The most important theoretical results for the TAP are several 2 approximation algorithms, and a Polynomial Time Approximation Scheme (PTAS) [34–37]. These algorithms solve the TAP from a theoretical perspective, but the execution time of the PTAS renders it of no practical use. On the other hand, the 2-approximation algorithms have shown very poor performance when compared to heuristic methods such as that of TreeAlign.
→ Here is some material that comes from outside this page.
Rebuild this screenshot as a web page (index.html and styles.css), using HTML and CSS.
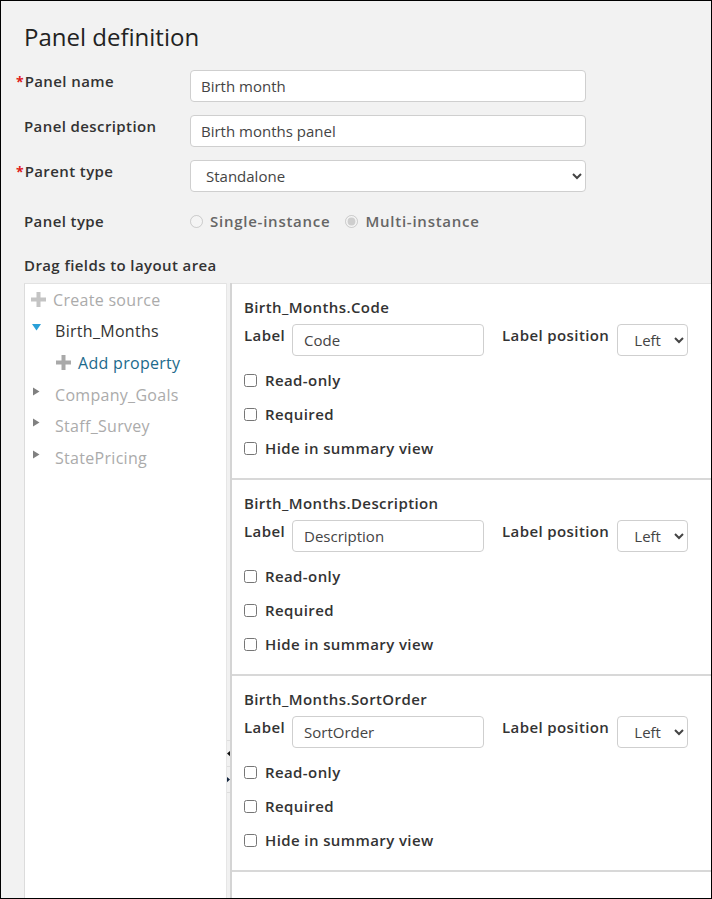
FILE: index.html
```html
<!DOCTYPE html>
<html lang="en">
<head>
<meta charset="utf-8">
<title>Panel definition</title>
<link rel="stylesheet" href="styles.css">
</head>
<body>
<div class="page">
  <h1 class="title">Panel definition</h1>

  <div class="form">
    <div class="flabel"><span class="req">*</span>Panel name</div>
    <input class="text-input" type="text" value="Birth month">

    <div class="flabel">Panel description</div>
    <input class="text-input" type="text" value="Birth months panel">

    <div class="flabel"><span class="req">*</span>Parent type</div>
    <select class="select-input">
      <option>Standalone</option>
    </select>

    <div class="flabel radio-label">Panel type</div>
    <div class="radios">
      <label class="radio"><input type="radio" name="ptype" disabled> Single-instance</label>
      <label class="radio"><input type="radio" name="ptype" checked disabled> Multi-instance</label>
    </div>
  </div>

  <div class="section-title">Drag fields to layout area</div>

  <div class="workspace">
    <div class="tree">
      <div class="tree-item muted">
        <svg class="plus" width="15" height="15" viewBox="0 0 15 15"><path d="M5.5 0h4v5.5H15v4H9.5V15h-4V9.5H0v-4h5.5z" fill="#c4c4c4"/></svg>
        <span class="create">Create source</span>
      </div>
      <div class="tree-item">
        <svg class="tri" width="9" height="7" viewBox="0 0 9 7"><path d="M0 0h9L4.5 6.5z" fill="#2aa0d8"/></svg>
        <span>Birth_Months</span>
      </div>
      <div class="tree-item child">
        <svg class="plus" width="15" height="15" viewBox="0 0 15 15"><path d="M5.5 0h4v5.5H15v4H9.5V15h-4V9.5H0v-4h5.5z" fill="#a9a9a9"/></svg>
        <span class="add">Add property</span>
      </div>
      <div class="tree-item muted">
        <svg class="tri" width="9" height="9" viewBox="0 0 9 9"><path d="M1 0.5L7.5 4.5 1 8.5z" fill="#808080"/></svg>
        <span>Company_Goals</span>
      </div>
      <div class="tree-item muted">
        <svg class="tri" width="9" height="9" viewBox="0 0 9 9"><path d="M1 0.5L7.5 4.5 1 8.5z" fill="#808080"/></svg>
        <span>Staff_Survey</span>
      </div>
      <div class="tree-item muted">
        <svg class="tri" width="9" height="9" viewBox="0 0 9 9"><path d="M1 0.5L7.5 4.5 1 8.5z" fill="#808080"/></svg>
        <span>StatePricing</span>
      </div>
    </div>

    <div class="splitter">
      <div class="split-btns">
        <div class="split-btn"><svg width="4" height="7" viewBox="0 0 4 7"><path d="M4 0v7L0 3.5z" fill="#111"/></svg></div>
        <div class="split-btn"><svg width="4" height="7" viewBox="0 0 4 7"><path d="M0 0v7l4-3.5z" fill="#14263f"/></svg></div>
      </div>
    </div>

    <div class="layout">
      <div class="card">
        <div class="card-title">Birth_Months.Code</div>
        <div class="card-row">
          <div class="clabel">Label</div>
          <input class="card-input" type="text" value="Code">
          <div class="clabel pos">Label position</div>
          <select class="card-select"><option>Left</option></select>
        </div>
        <div class="checks">
          <label class="check"><input type="checkbox"> Read-only</label>
          <label class="check"><input type="checkbox"> Required</label>
          <label class="check"><input type="checkbox"> Hide in summary view</label>
        </div>
      </div>
      <div class="card">
        <div class="card-title">Birth_Months.Description</div>
        <div class="card-row">
          <div class="clabel">Label</div>
          <input class="card-input" type="text" value="Description">
          <div class="clabel pos">Label position</div>
          <select class="card-select"><option>Left</option></select>
        </div>
        <div class="checks">
          <label class="check"><input type="checkbox"> Read-only</label>
          <label class="check"><input type="checkbox"> Required</label>
          <label class="check"><input type="checkbox"> Hide in summary view</label>
        </div>
      </div>
      <div class="card">
        <div class="card-title">Birth_Months.SortOrder</div>
        <div class="card-row">
          <div class="clabel">Label</div>
          <input class="card-input" type="text" value="SortOrder">
          <div class="clabel pos">Label position</div>
          <select class="card-select"><option>Left</option></select>
        </div>
        <div class="checks">
          <label class="check"><input type="checkbox"> Read-only</label>
          <label class="check"><input type="checkbox"> Required</label>
          <label class="check"><input type="checkbox"> Hide in summary view</label>
        </div>
      </div>
      <div class="card empty"></div>
    </div>
  </div>
</div>
</body>
</html>
```

FILE: styles.css
```css
* { box-sizing: border-box; }

html, body {
  margin: 0;
  padding: 0;
}

body {
  font-family: "Open Sans", "Noto Sans", sans-serif;
  color: #333;
}

.page {
  width: 712px;
  height: 899px;
  border: 1px solid #000;
  background: #f2f2f2;
  padding: 21px 0 0 23px;
  overflow: hidden;
  display: flex;
  flex-direction: column;
}

.title {
  margin: 0 0 18px 0;
  font-size: 24px;
  line-height: 30px;
  font-weight: 500;
  color: #222;
}

.form {
  display: grid;
  grid-template-columns: 166px 396px;
  row-gap: 13px;
  align-items: start;
}

.flabel {
  font-size: 15px;
  font-weight: 600;
  letter-spacing: 0.4px;
  line-height: 20px;
  color: #333;
  padding-top: 1px;
  white-space: nowrap;
}

.req {
  color: #e0201b;
  margin-left: -8px;
  margin-right: 1px;
  font-weight: 700;
  font-size: 14px;
  letter-spacing: 0;
}

.text-input,
.select-input {
  height: 32px;
  width: 396px;
  border: 1px solid #cfcfcf;
  border-radius: 4px;
  background: #fff;
  font-family: inherit;
  font-size: 15px;
  color: #444;
  padding: 0 10px;
  margin: 0;
}

.select-input {
  padding: 0 6px 0 11px;
}

.radio-label {
  margin-top: 6px;
  padding-top: 0;
}

.radios {
  margin-top: 6px;
  display: flex;
  align-items: center;
  gap: 15px;
  height: 20px;
}

.radio {
  display: flex;
  align-items: center;
  gap: 7px;
  font-size: 15px;
  font-weight: 600;
  letter-spacing: 0.75px;
  color: #666;
}

.radio input {
  margin: 0;
  width: 13px;
  height: 13px;
}

.section-title {
  margin-top: 24px;
  font-size: 15px;
  font-weight: 600;
  letter-spacing: 0.4px;
  line-height: 20px;
  color: #333;
}

.workspace {
  margin-top: 8px;
  flex: 1;
  display: flex;
  min-height: 0;
}

.tree {
  width: 202px;
  flex: none;
  background: #fff;
  border-left: 1px solid #dcdcdc;
  border-top: 1px solid #e2e2e2;
  padding: 0 0 0 6px;
}

.tree-item {
  height: 31.6px;
  display: flex;
  align-items: center;
  font-size: 16px;
  letter-spacing: 0.3px;
  color: #333;
  white-space: nowrap;
}

.tree-item.muted { color: #ababab; }

.tree-item .plus { margin-right: 8px; flex: none; }
.tree-item .tri { margin-left: 1px; margin-right: 14px; margin-top: -7px; flex: none; }
.tree-item.child { padding-left: 25px; }
.tree-item .add { color: #1c6a8c; margin-left: -1px; }
.tree-item .create { color: #ababab; margin-left: -1px; }

.splitter {
  width: 6px;
  flex: none;
  background: #f1f1f1;
  border-left: 1px solid #e6e6e6;
  border-right: 2px solid #d4d4d4;
  padding-top: 457px;
}

.split-btns {
  border-top: 1px solid #dedede;
}

.split-btn {
  height: 26px;
  border-bottom: 1px solid #dedede;
  display: flex;
  align-items: center;
  justify-content: flex-start;
}

.layout {
  width: 520px;
  flex: none;
  background: #fff;
  border-top: 1px solid #e2e2e2;
  overflow: hidden;
}

.card {
  padding: 13px 12px 20px 12px;
  border-bottom: 2px solid #d8d8d8;
}

.card.empty {
  height: 60px;
  border-bottom: none;
}

.card-title {
  font-size: 15px;
  font-weight: 600;
  letter-spacing: 0.4px;
  line-height: 20px;
  color: #333;
  margin-bottom: 7px;
}

.card-row {
  display: flex;
  align-items: flex-start;
}

.clabel {
  font-size: 15px;
  font-weight: 600;
  letter-spacing: 0.4px;
  line-height: 20px;
  padding-top: 1px;
  color: #333;
  width: 48px;
  flex: none;
  white-space: nowrap;
}

.clabel.pos {
  width: auto;
  margin-left: 18px;
  margin-right: 8px;
}

.card-input {
  width: 192px;
  height: 32px;
  border: 1px solid #cfcfcf;
  border-radius: 4px;
  background: #fff;
  font-family: inherit;
  font-size: 15px;
  color: #444;
  padding: 0 11px;
  margin: 0;
}

.card-select {
  width: 71px;
  height: 32px;
  border: 1px solid #cfcfcf;
  border-radius: 4px;
  background: #fff;
  font-family: inherit;
  font-size: 15px;
  color: #444;
  padding: 0 4px 0 12px;
  margin: 0;
}

.checks {
  margin-top: 14px;
  display: flex;
  flex-direction: column;
  gap: 14px;
}

.check {
  display: flex;
  align-items: center;
  gap: 8px;
  height: 20px;
  font-size: 15px;
  font-weight: 600;
  letter-spacing: 0.4px;
  color: #333;
}

.check input {
  margin: 0;
  width: 13px;
  height: 13px;
}
```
Direct Optimization (DO) [15] is a heuristic implemented in the computer program POY [23, 24, 38], which yields good execution times and competitive alignment costs. Given that DNA sequences have a small alphabet (4 elements extended with an indel to represent insertions and deletions), DO represents a large number of sequences in a compact way by using an extended alphabet (potentially exponential in the sequence length). In the spirit of the TreeAlign method, DO heuristically assigns to each vertex, during a post order traversal, a set of sequences in an edit path connecting two of the closest sequences assigned to the child vertices. Subsequently, in a pre-order backtrack, a unique sequence is assigned to the interior vertices to produce the solution.

DO can be implemented with a time complexity of *O*(*n*
^{2}|*V*|), where *n* is the length of the longest sequences, and *V* is the vertex set of the tree. For larger alphabets the total time complexity is *O*(*n*
^{2}|*V*||*Σ*|), where |*Σ*|≪*n* is the alphabet.

Schwikowski and Vignon [27] published the best heuristic algorithm for the TAP, as implemented in the PRODALI software. Although powerful, this algorithm has a potentially exponential time and memory complexity, which in turn makes it non-scalable and difficult to use for the GTAP. Moreover, PRODALI is not publicly available. It is for these reasons that DO is the algorithm of choice for the GTAP, yielding slightly weaker tree cost approximations when compared to those of PRODALI, but suitable for better performance on larger data sets.